I have vowed that the next move I make will be to a server that I control completely, so I can choose who shares it with me. I’m looking at Co-location deals now, though I might wimp out ant take the middle road. A VPS (virtual private server) gives me all the control of having my own machine, but in fact it’s an illusion — I still share physical hardware with an unknown number of others.
You probably can’t tell, but this site is now being served by a different host. The reasons I switched were many, but once MMHosting got hacked I decided it was time to move. Then when a particular PHP library was not on their servers (one that allows WordPress to read the date of an uploaded image), I actually did the move.
After quite a bit of looking around in which all the dang hosts started to look the same, I chose iPage. They are not quite the cheapest, but they purchase carbon offsets for wind-generated power. They also had a stronger emphasis on security.
At this writing, I still don’t know if my new host has the needed php library. I’ll be finding out when the dust settles. If not, I can install it in my site myself, I suppose, but let’s keep fingers crossed.
So, I learned a few things, and remembered a few others.
- Among sftp clients, RBrowser may have my favorite interface but it’s glacially slow with multiple files.
Without ssh access to my site (none of the big hosting companies allow that on their cheap plans), I had to use phpMyAdmin to copy my databases over. Here’s an interesting bit of trivia: if your data has the phrase ‘drop database’ anywhere in it, phpMyAdmin will stop executing the import right there and then. This is to protect you from SQL injection attacks, where people sneak malicious data into your database that later gets executed as an instruction. ‘Drop database’ can be pretty devastating, so the software simply refuses to complete the import, even if the phrase is safe in the text of a post.
The way phpMyAdmin is configured at my new host, however, when it stops, it doesn’t say why.
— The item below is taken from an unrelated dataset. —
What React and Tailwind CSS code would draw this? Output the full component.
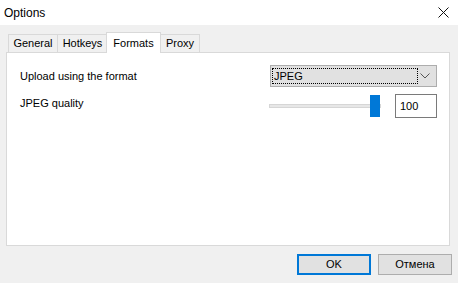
import React from "react"

const font = { fontFamily: "'Segoe UI', 'Liberation Sans', Arial, sans-serif" }

function Tab({ label, selected, className = "" }) {
  if (selected) {
    return (
      <div className={`relative z-20 h-[21px] bg-white border border-b-0 border-[#d9d9d9] flex items-start justify-center pt-[2px] ${className}`}>
        {label}
      </div>
    )
  }
  return (
    <div className={`relative z-10 mt-[2px] h-[18px] bg-[#f0f0f0] border border-b-0 border-[#d9d9d9] flex items-center justify-center ${className}`}>
      {label}
    </div>
  )
}

function Chevron() {
  return (
    <svg width="10" height="6" viewBox="0 0 10 6" fill="none">
      <path d="M0.5 0.5 L5 5 L9.5 0.5" stroke="#555" strokeWidth="1" />
    </svg>
  )
}

export default function App() {
  return (
    <div className="w-[458px] h-[283px] flex flex-col bg-[#f0f0f0] text-[11px] text-black overflow-hidden" style={font}>
      {/* title bar */}
      <div className="h-[25px] bg-white flex items-center justify-between pl-[4px] pr-[9px]">
        <span className="text-[12px]">Options</span>
        <svg width="11" height="11" viewBox="0 0 11 11">
          <path d="M0.5 0.5 L10.5 10.5 M10.5 0.5 L0.5 10.5" stroke="#111" strokeWidth="1" />
        </svg>
      </div>

      <div className="flex-1 flex flex-col pl-[6px] pr-[8px] pt-[7px]">
        {/* tabs */}
        <div className="flex items-start ml-[2px] -mb-px relative">
          <Tab label="General" className="w-[50px]" />
          <Tab label="Hotkeys" className="w-[51px] -ml-px" />
          <Tab label="Formats" selected className="w-[55px] -ml-[2px]" />
          <Tab label="Proxy" className="w-[40px] -ml-px" />
        </div>

        {/* panel */}
        <div className="h-[194px] bg-white border border-[#d9d9d9] pl-[13px] pr-[12px] pt-[12px]">
          <div className="flex items-center h-[22px]">
            <span className="flex-1">Upload using the format</span>
            <div className="w-[167px] h-[22px] bg-[#e1e1e1] border border-[#adadad] flex items-center pl-[1px] pr-[6px]">
              <div className="w-[146px] h-[16px] border border-dotted border-black flex items-center pl-[1px] leading-none">
                JPEG
              </div>
              <div className="flex-1 flex justify-end">
                <Chevron />
              </div>
            </div>
          </div>

          <div className="flex items-start h-[24px] mt-[7px]">
            <span className="flex-1 mt-[1px]">JPEG quality</span>
            <div className="relative w-[112px] h-[24px] flex items-center">
              <div className="w-full h-[4px] bg-[#e7e7e7] border border-[#d6d6d6]" />
              <div className="absolute left-[101px] top-[1px] w-[10px] h-[22px] bg-[#0078d7]" />
            </div>
            <div className="ml-[14px] w-[42px] h-[24px] border border-[#7a7a7a] flex items-center pl-[4px]">
              100
            </div>
          </div>
        </div>

        {/* buttons */}
        <div className="flex justify-end gap-[7px] mt-[8px] mr-[-2px]">
          <button className="w-[74px] h-[21px] bg-[#e1e1e1] border-2 border-[#0078d7] flex items-center justify-center">
            OK
          </button>
          <button className="w-[74px] h-[21px] bg-[#e1e1e1] border border-[#adadad] flex items-center justify-center">
            Отмена
          </button>
        </div>
      </div>
    </div>
  )
}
It doesn’t even admit that anything went wrong, or indicate in any way that not all the data was imported. This can be inconvenient when you have a bulletin board for a product that has a drag-and-drop database feature. (Now it has a drag-and-drop database.)
- You can’t tell Safari not to uncompress zip archives it downloads (that I could find), but the original zip files can be found in the trash.
- jerssoft_phpb5 and jerssoft_phpbb5 are not the same thing, no matter how many hours you spend banging your head on them.
So iPage has been great (although their control panel is not completely Safari-friendly when it comes to processing payments). I’ve interacted with them in three different ways now — phone, chat, and a support ticket. Two of the interactions were due to the afore-mentioned payment glitch, and once for technical support trying to get my files copied and the site ready to go before I switched the domain registry. Although I didn’t get the answers I was hoping for, the tech was competent and knew what she was doing.
If I continue to be pleased with iPage, I will provide a link for those looking for a Web host. Because we all need Web hosts these days, don’t we?